**Exercise brief**:
Copy the data below exactly, omitting any picture it contains.

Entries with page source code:

★ ★ ★ ★ ★ ★ ★

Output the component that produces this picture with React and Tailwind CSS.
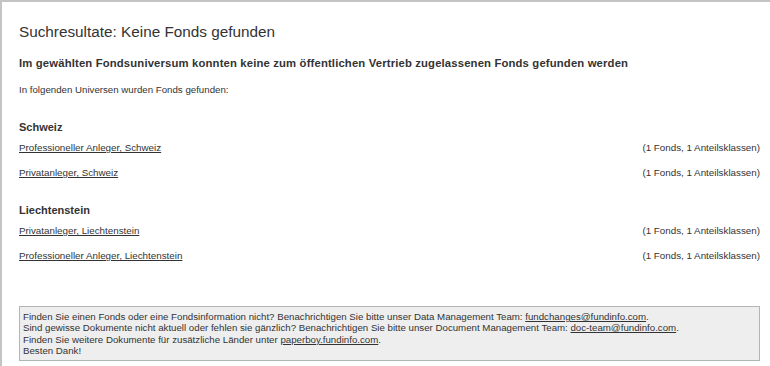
import React from "react";

const groups = [
	{
		name: "Schweiz",
		items: ["Professioneller Anleger, Schweiz", "Privatanleger, Schweiz"],
	},
	{
		name: "Liechtenstein",
		items: ["Privatanleger, Liechtenstein", "Professioneller Anleger, Liechtenstein"],
	},
];

const App = () => {
	return (
		<main
			className="w-[770px] h-[366px] bg-white border-t-2 border-l-2 border-[#c4c4c4] text-[#333] overflow-hidden"
			style={{ fontFamily: '"Liberation Sans", Arial, sans-serif' }}
		>
			<div className="pl-[17px] pr-[10px] pt-[20px]">
				<h1 className="text-[15.3px] leading-[20px]">Suchresultate: Keine Fonds gefunden</h1>
				<h2 className="mt-[13px] text-[11.3px] leading-[16px] font-bold tracking-[0.15px]">
					Im gewählten Fondsuniversum konnten keine zum öffentlichen Vertrieb zugelassenen Fonds gefunden werden
				</h2>
				<p className="mt-[13px] text-[9.7px] leading-[12px]">In folgenden Universen wurden Fonds gefunden:</p>
				{groups.map((group, key) => (
					<section key={key} className="mt-[24px] first:mt-[24px]">
						<h3 className="text-[11px] leading-[14px] font-bold">{group.name}</h3>
						<ul className="mt-[8px] flex flex-col gap-[13px]">
							{group.items.map((item, i) => (
								<li key={i} className="flex justify-between text-[9.8px] leading-[12px]">
									<a href="#" className="underline">
										{item}
									</a>
									<span>(1 Fonds, 1 Anteilsklassen)</span>
								</li>
							))}
						</ul>
					</section>
				))}
				<div className="mt-[44px] bg-[#eeeeee] border border-[#b4b4b4] px-[3px] pt-[4px] pb-[3px] text-[9.7px] leading-[11.4px]">
					<p>
						Finden Sie einen Fonds oder eine Fondsinformation nicht? Benachrichtigen Sie bitte unser Data Management
						Team: <a href="#" className="underline">fundchanges@fundinfo.com</a>.
					</p>
					<p>
						Sind gewisse Dokumente nicht aktuell oder fehlen sie gänzlich? Benachrichtigen Sie bitte unser Document
						Management Team: <a href="#" className="underline">doc-team@fundinfo.com</a>.
					</p>
					<p>
						Finden Sie weitere Dokumente für zusätzliche Länder unter{" "}
						<a href="#" className="underline">paperboy.fundinfo.com</a>.
					</p>
					<p>Besten Dank!</p>
				</div>
			</div>
		</main>
	);
};

export default App;
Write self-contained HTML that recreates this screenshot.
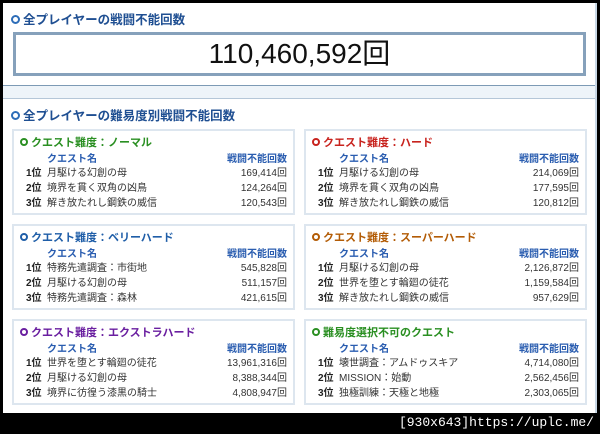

★ ★ ★ ★ ★ ★ ★

**Result**:
Output the component that produces this picture with React and Tailwind CSS.
import React from "react";

const groups = [
	{
		name: "Schweiz",
		items: ["Professioneller Anleger, Schweiz", "Privatanleger, Schweiz"],
	},
	{
		name: "Liechtenstein",
		items: ["Privatanleger, Liechtenstein", "Professioneller Anleger, Liechtenstein"],
	},
];

const App = () => {
	return (
		<main
			className="w-[770px] h-[366px] bg-white border-t-2 border-l-2 border-[#c4c4c4] text-[#333] overflow-hidden"
			style={{ fontFamily: '"Liberation Sans", Arial, sans-serif' }}
		>
			<div className="pl-[17px] pr-[10px] pt-[20px]">
				<h1 className="text-[15.3px] leading-[20px]">Suchresultate: Keine Fonds gefunden</h1>
				<h2 className="mt-[13px] text-[11.3px] leading-[16px] font-bold tracking-[0.15px]">
					Im gewählten Fondsuniversum konnten keine zum öffentlichen Vertrieb zugelassenen Fonds gefunden werden
				</h2>
				<p className="mt-[13px] text-[9.7px] leading-[12px]">In folgenden Universen wurden Fonds gefunden:</p>
				{groups.map((group, key) => (
					<section key={key} className="mt-[24px] first:mt-[24px]">
						<h3 className="text-[11px] leading-[14px] font-bold">{group.name}</h3>
						<ul className="mt-[8px] flex flex-col gap-[13px]">
							{group.items.map((item, i) => (
								<li key={i} className="flex justify-between text-[9.8px] leading-[12px]">
									<a href="#" className="underline">
										{item}
									</a>
									<span>(1 Fonds, 1 Anteilsklassen)</span>
								</li>
							))}
						</ul>
					</section>
				))}
				<div className="mt-[44px] bg-[#eeeeee] border border-[#b4b4b4] px-[3px] pt-[4px] pb-[3px] text-[9.7px] leading-[11.4px]">
					<p>
						Finden Sie einen Fonds oder eine Fondsinformation nicht? Benachrichtigen Sie bitte unser Data Management
						Team: <a href="#" className="underline">fundchanges@fundinfo.com</a>.
					</p>
					<p>
						Sind gewisse Dokumente nicht aktuell oder fehlen sie gänzlich? Benachrichtigen Sie bitte unser Document
						Management Team: <a href="#" className="underline">doc-team@fundinfo.com</a>.
					</p>
					<p>
						Finden Sie weitere Dokumente für zusätzliche Länder unter{" "}
						<a href="#" className="underline">paperboy.fundinfo.com</a>.
					</p>
					<p>Besten Dank!</p>
				</div>
			</div>
		</main>
	);
};

export default App;
Write self-contained HTML that recreates this screenshot.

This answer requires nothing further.